REQUEST: Gather the lines below that include the string "styled", copying each in full.

(Dataset rows)
☆ ☆ ☆

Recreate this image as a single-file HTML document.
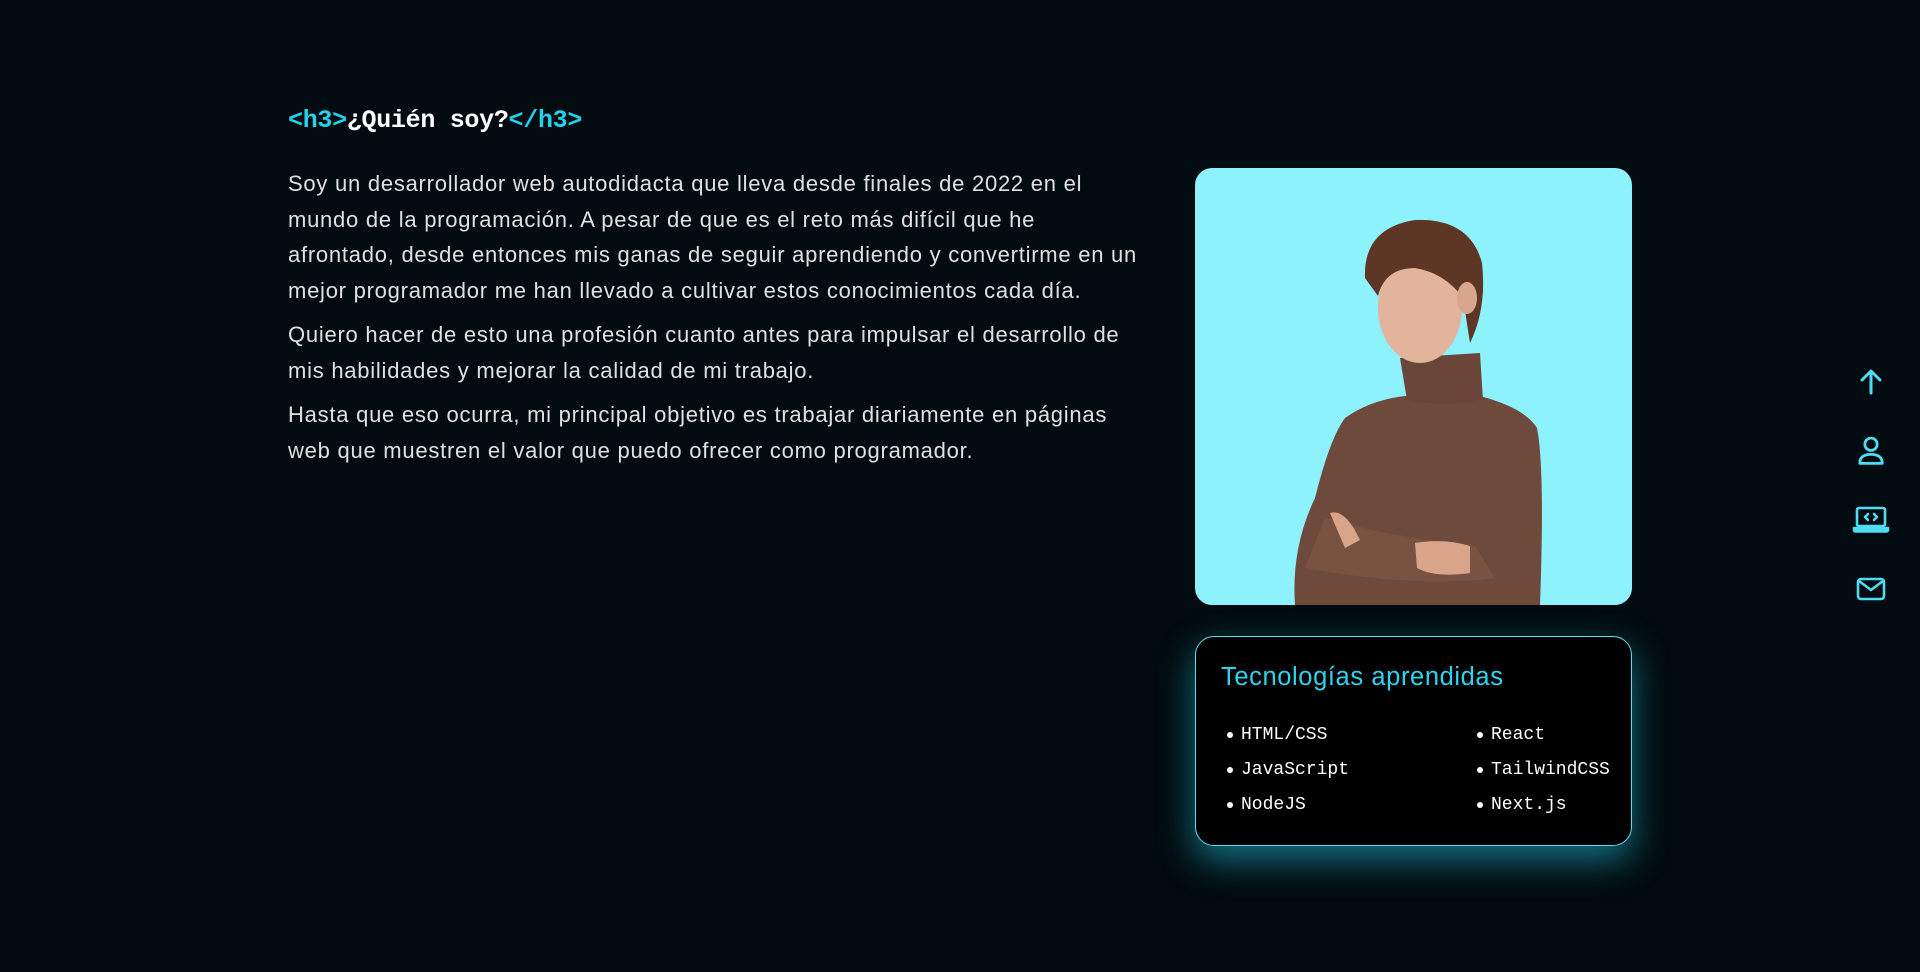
<!DOCTYPE html>
<html><head><meta charset="utf-8"><style>
html,body{margin:0;padding:0;background:#020c10;width:1920px;height:972px;overflow:hidden}
body{position:relative;font-family:"Liberation Sans",sans-serif;color:#e6e6e6}
h3{position:absolute;left:288px;top:106px;margin:0;font-family:"Liberation Mono",monospace;font-weight:bold;font-size:25px;color:#fff;letter-spacing:-0.3px}
h3 span{color:#22d3ee}
.txt{position:absolute;left:288px;top:166px;width:1100px;font-size:22px;line-height:35.5px;color:#e0e0e0;white-space:nowrap;letter-spacing:0.75px}
.txt p{margin:0 0 9px 0}
.photo{position:absolute;left:1195px;top:168px;width:437px;height:437px;border-radius:17px;overflow:hidden;background:#8ef2fd}
.card{position:absolute;left:1195px;top:636px;width:435px;height:208px;border:1px solid #5fdcef;border-radius:19px;background:#000;box-shadow:0 14px 34px rgba(34,190,220,.55)}
.card h4{margin:0;position:absolute;left:25px;top:26px;font-weight:normal;font-size:25.5px;letter-spacing:0.6px;color:#2fd3ee}
.li{position:absolute;font-family:"Liberation Mono",monospace;font-size:18px;line-height:20px;color:#fff}
.li:before{content:"";position:absolute;left:-14px;top:7px;width:6px;height:6px;border-radius:50%;background:#fff}
.ic{position:absolute;left:1855px;width:32px;height:32px}
</style></head><body>
<h3><span>&lt;h3&gt;</span>¿Quién soy?<span>&lt;/h3&gt;</span></h3>
<div class="txt">
<p>Soy un desarrollador web autodidacta que lleva desde finales de 2022 en el<br>mundo de la programación. A pesar de que es el reto más difícil que he<br>afrontado, desde entonces mis ganas de seguir aprendiendo y convertirme en un<br>mejor programador me han llevado a cultivar estos conocimientos cada día.</p>
<p>Quiero hacer de esto una profesión cuanto antes para impulsar el desarrollo de<br>mis habilidades y mejorar la calidad de mi trabajo.</p>
<p>Hasta que eso ocurra, mi principal objetivo es trabajar diariamente en páginas<br>web que muestren el valor que puedo ofrecer como programador.</p>
</div>
<div class="photo"><svg width="437" height="437" viewBox="0 0 437 437">
<path d="M150 250 Q175 232 210 228 L285 228 Q330 240 342 260 Q350 300 345 437 L100 437 Q96 380 120 330 Q135 270 150 250Z" fill="#6e4a3c"/>
<path d="M205 190 L285 185 L288 232 Q250 240 212 232Z" fill="#6a463a"/>
<path d="M130 350 Q200 370 280 378 L300 410 Q220 420 110 400Z" fill="#7a5242"/>
<path d="M220 375 Q250 370 275 378 L275 405 Q240 410 222 400Z" fill="#d9a58a"/>
<path d="M135 345 Q150 340 165 372 L150 380Z" fill="#d9a58a"/>
<ellipse cx="225" cy="140" rx="42" ry="55" fill="#e2b49b"/>
<path d="M170 110 Q168 60 220 52 Q275 50 287 95 Q292 140 275 175 L268 130 Q250 105 220 100 Q190 100 183 128Z" fill="#5e3626"/>
<ellipse cx="272" cy="130" rx="10" ry="16" fill="#d8a68c"/>
</svg></div>
<div class="card">
<h4>Tecnologías aprendidas</h4>
<div class="li" style="left:45px;top:88px">HTML/CSS</div>
<div class="li" style="left:45px;top:123px">JavaScript</div>
<div class="li" style="left:45px;top:158px">NodeJS</div>
<div class="li" style="left:295px;top:88px">React</div>
<div class="li" style="left:295px;top:123px">TailwindCSS</div>
<div class="li" style="left:295px;top:158px">Next.js</div>
</div>
<svg class="ic" style="top:366px" viewBox="0 0 32 32" fill="none" stroke="#4fdcf0" stroke-width="3" stroke-linecap="round" stroke-linejoin="round"><path d="M16 27V6M7 14l9-9 9 9"/></svg>
<svg class="ic" style="top:433px;left:1853px;width:36px;height:36px" viewBox="0 0 32 32" fill="none" stroke="#4fdcf0" stroke-width="2.4" stroke-linecap="round" stroke-linejoin="round"><circle cx="16" cy="10" r="5.5"/><path d="M6 27q0-8 10-8t10 8z"/></svg>
<svg class="ic" style="top:503px;left:1851px;width:40px" viewBox="0 0 40 32" fill="none" stroke="#4fdcf0" stroke-width="2.6" stroke-linecap="round" stroke-linejoin="round"><rect x="6" y="5" width="28" height="18" rx="2"/><path d="M17 11l-3 3 3 3M23 11l3 3-3 3"/><path d="M3 25h34v1.5q0 2-2 2H5q-2 0-2-2z" fill="#4fdcf0"/></svg>
<svg class="ic" style="top:573px" viewBox="0 0 32 32" fill="none" stroke="#4fdcf0" stroke-width="2.6" stroke-linecap="round" stroke-linejoin="round"><rect x="3" y="6" width="26" height="20" rx="3"/><path d="M4 8l12 9 12-9"/></svg>
</body></html>
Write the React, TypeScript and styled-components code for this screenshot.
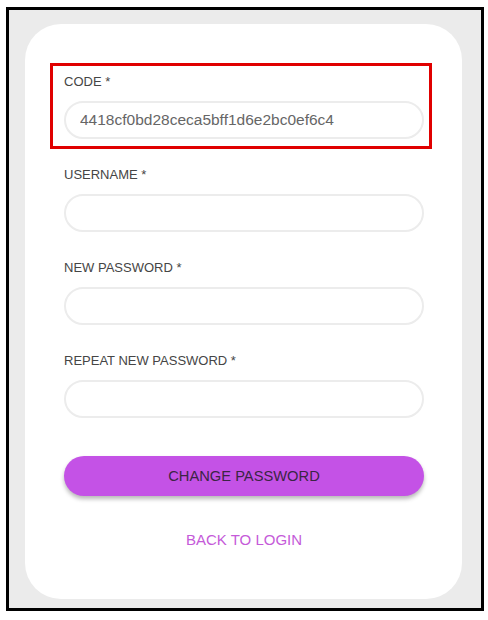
import React from 'react';
import styled, { createGlobalStyle } from 'styled-components';

const GlobalStyle = createGlobalStyle`
  html, body {
    margin: 0;
    padding: 0;
    background: #ffffff;
    font-family: "Liberation Sans", Arial, sans-serif;
  }
`;

const Frame = styled.div`
  box-sizing: border-box;
  margin: 7px 0 0 6px;
  width: 478px;
  height: 604px;
  border: 3px solid #000;
  background: #ebebeb;
  padding: 14px 19px 9px 16px;
`;

const Card = styled.form`
  box-sizing: border-box;
  height: 100%;
  background: #fff;
  border-radius: 36px;
  padding: 48px 0 0 39px;
  display: flex;
  flex-direction: column;
`;

const Fields = styled.div`
  display: flex;
  flex-direction: column;
  gap: 26px;
  width: 360px;
`;

const Field = styled.div<{ $highlighted?: boolean }>`
  position: relative;
  display: flex;
  flex-direction: column;
  gap: 11px;

  ${(p) =>
    p.$highlighted &&
    `
    &::before {
      content: '';
      position: absolute;
      left: -14px;
      top: -9px;
      width: 382px;
      height: 86px;
      box-sizing: border-box;
      border: 3px solid #e00000;
      pointer-events: none;
    }
  `}
`;

const Label = styled.label`
  padding-top: 2px;
  font-size: 13px;
  line-height: 16px;
  color: #454545;
`;

const Input = styled.input`
  box-sizing: border-box;
  height: 38px;
  width: 100%;
  border: 2px solid #ececec;
  border-radius: 19px;
  padding: 0 14px;
  font-family: "Liberation Sans", Arial, sans-serif;
  font-size: 15.5px;
  color: #666;
  background: #fff;
  outline: none;
`;

const Button = styled.button`
  margin-top: 38px;
  width: 360px;
  height: 40px;
  border: none;
  border-radius: 20px;
  background: #c452e6;
  box-shadow: 0 3px 4px rgba(0, 0, 0, 0.28);
  color: #3b2544;
  font-family: "Liberation Sans", Arial, sans-serif;
  font-size: 14.7px;
  cursor: pointer;
`;

const BackLink = styled.a`
  margin-top: 35px;
  width: 360px;
  text-align: center;
  font-size: 15px;
  line-height: 18px;
  color: #c55ad9;
  text-decoration: none;
  cursor: pointer;
`;

const fields = [
  { label: 'CODE *', value: '4418cf0bd28ceca5bff1d6e2bc0ef6c4', type: 'text', highlighted: true },
  { label: 'USERNAME *', value: '', type: 'text' },
  { label: 'NEW PASSWORD *', value: '', type: 'password' },
  { label: 'REPEAT NEW PASSWORD *', value: '', type: 'password' },
];

export default function App() {
  return (
    <>
      <GlobalStyle />
      <Frame>
        <Card onSubmit={(e) => e.preventDefault()}>
          <Fields>
            {fields.map((f) => (
              <Field key={f.label} $highlighted={f.highlighted}>
                <Label>{f.label}</Label>
                <Input type={f.type} defaultValue={f.value} />
              </Field>
            ))}
          </Fields>
          <Button type="submit">CHANGE PASSWORD</Button>
          <BackLink>BACK TO LOGIN</BackLink>
        </Card>
      </Frame>
    </>
  );
}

☆ ☆ ☆

TASK RESULT:
Write the React, TypeScript and styled-components code for this screenshot.
import styled, { createGlobalStyle } from 'styled-components';
const Frame = styled.div`
const Card = styled.form`
const Fields = styled.div`
const Field = styled.div<{ $highlighted?: boolean }>`
const Label = styled.label`
const Input = styled.input`
const Button = styled.button`
const BackLink = styled.a`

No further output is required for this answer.